Prompt :: Pick out the lines containing "React".

Dataset extract ::
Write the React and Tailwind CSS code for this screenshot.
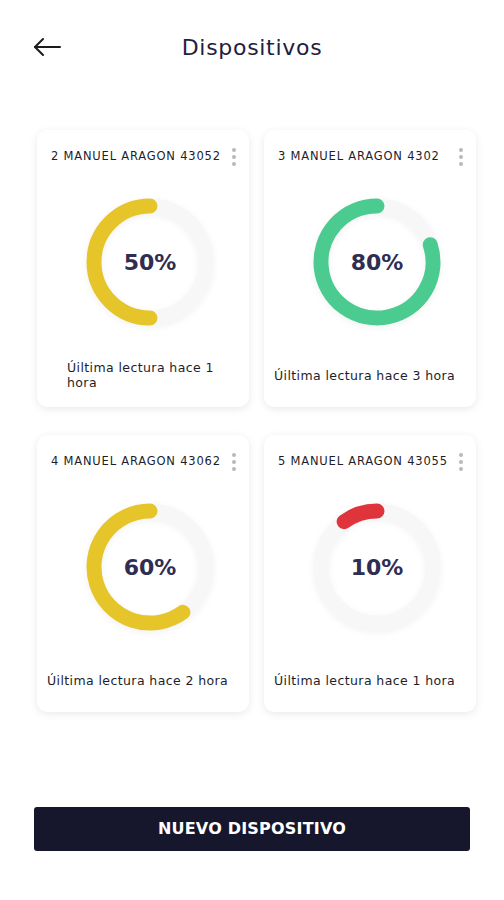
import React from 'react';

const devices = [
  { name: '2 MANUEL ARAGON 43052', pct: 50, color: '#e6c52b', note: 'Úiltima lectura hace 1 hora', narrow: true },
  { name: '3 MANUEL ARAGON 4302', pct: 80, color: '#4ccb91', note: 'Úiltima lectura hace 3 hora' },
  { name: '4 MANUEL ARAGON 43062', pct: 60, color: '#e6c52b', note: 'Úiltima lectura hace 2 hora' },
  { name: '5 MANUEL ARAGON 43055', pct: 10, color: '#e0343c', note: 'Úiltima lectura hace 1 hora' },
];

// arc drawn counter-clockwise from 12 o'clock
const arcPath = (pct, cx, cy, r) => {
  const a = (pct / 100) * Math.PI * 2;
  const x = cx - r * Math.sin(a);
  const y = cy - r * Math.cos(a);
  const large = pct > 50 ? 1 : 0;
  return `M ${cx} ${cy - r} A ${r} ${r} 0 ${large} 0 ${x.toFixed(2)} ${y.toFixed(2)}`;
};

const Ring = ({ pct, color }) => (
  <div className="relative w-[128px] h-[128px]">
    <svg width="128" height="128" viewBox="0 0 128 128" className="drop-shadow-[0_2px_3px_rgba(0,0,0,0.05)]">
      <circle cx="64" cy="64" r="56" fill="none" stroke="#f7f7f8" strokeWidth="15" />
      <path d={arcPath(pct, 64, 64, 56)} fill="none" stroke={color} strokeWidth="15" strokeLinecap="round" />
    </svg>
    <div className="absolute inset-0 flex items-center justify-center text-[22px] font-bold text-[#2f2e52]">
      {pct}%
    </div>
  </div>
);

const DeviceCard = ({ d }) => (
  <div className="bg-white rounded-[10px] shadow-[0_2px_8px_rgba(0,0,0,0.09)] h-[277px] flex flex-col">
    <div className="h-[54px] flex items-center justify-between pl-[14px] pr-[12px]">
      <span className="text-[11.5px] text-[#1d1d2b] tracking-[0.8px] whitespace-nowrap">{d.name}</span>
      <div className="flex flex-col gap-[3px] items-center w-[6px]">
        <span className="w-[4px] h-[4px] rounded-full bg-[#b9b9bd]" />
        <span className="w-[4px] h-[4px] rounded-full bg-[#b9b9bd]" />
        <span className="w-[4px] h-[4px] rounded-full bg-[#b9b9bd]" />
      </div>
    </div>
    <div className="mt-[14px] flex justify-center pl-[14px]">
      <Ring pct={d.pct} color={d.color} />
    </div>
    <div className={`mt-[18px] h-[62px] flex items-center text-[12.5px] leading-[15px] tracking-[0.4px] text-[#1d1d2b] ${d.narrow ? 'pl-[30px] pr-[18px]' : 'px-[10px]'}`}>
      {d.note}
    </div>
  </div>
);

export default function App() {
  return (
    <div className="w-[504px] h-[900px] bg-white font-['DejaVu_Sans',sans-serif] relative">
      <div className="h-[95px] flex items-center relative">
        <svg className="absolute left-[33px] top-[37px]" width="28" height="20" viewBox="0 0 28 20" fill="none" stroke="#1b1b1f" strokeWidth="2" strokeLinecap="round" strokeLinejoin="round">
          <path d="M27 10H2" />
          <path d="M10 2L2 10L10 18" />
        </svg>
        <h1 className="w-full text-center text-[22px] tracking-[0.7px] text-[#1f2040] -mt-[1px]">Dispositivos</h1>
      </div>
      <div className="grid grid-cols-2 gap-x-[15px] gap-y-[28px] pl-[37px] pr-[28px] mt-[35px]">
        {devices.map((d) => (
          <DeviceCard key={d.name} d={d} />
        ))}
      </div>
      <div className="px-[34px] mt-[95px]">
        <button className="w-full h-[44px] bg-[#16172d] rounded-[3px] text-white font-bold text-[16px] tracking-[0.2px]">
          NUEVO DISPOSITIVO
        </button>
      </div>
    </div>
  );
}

Completed exercise ::
Write the React and Tailwind CSS code for this screenshot.
import React from 'react';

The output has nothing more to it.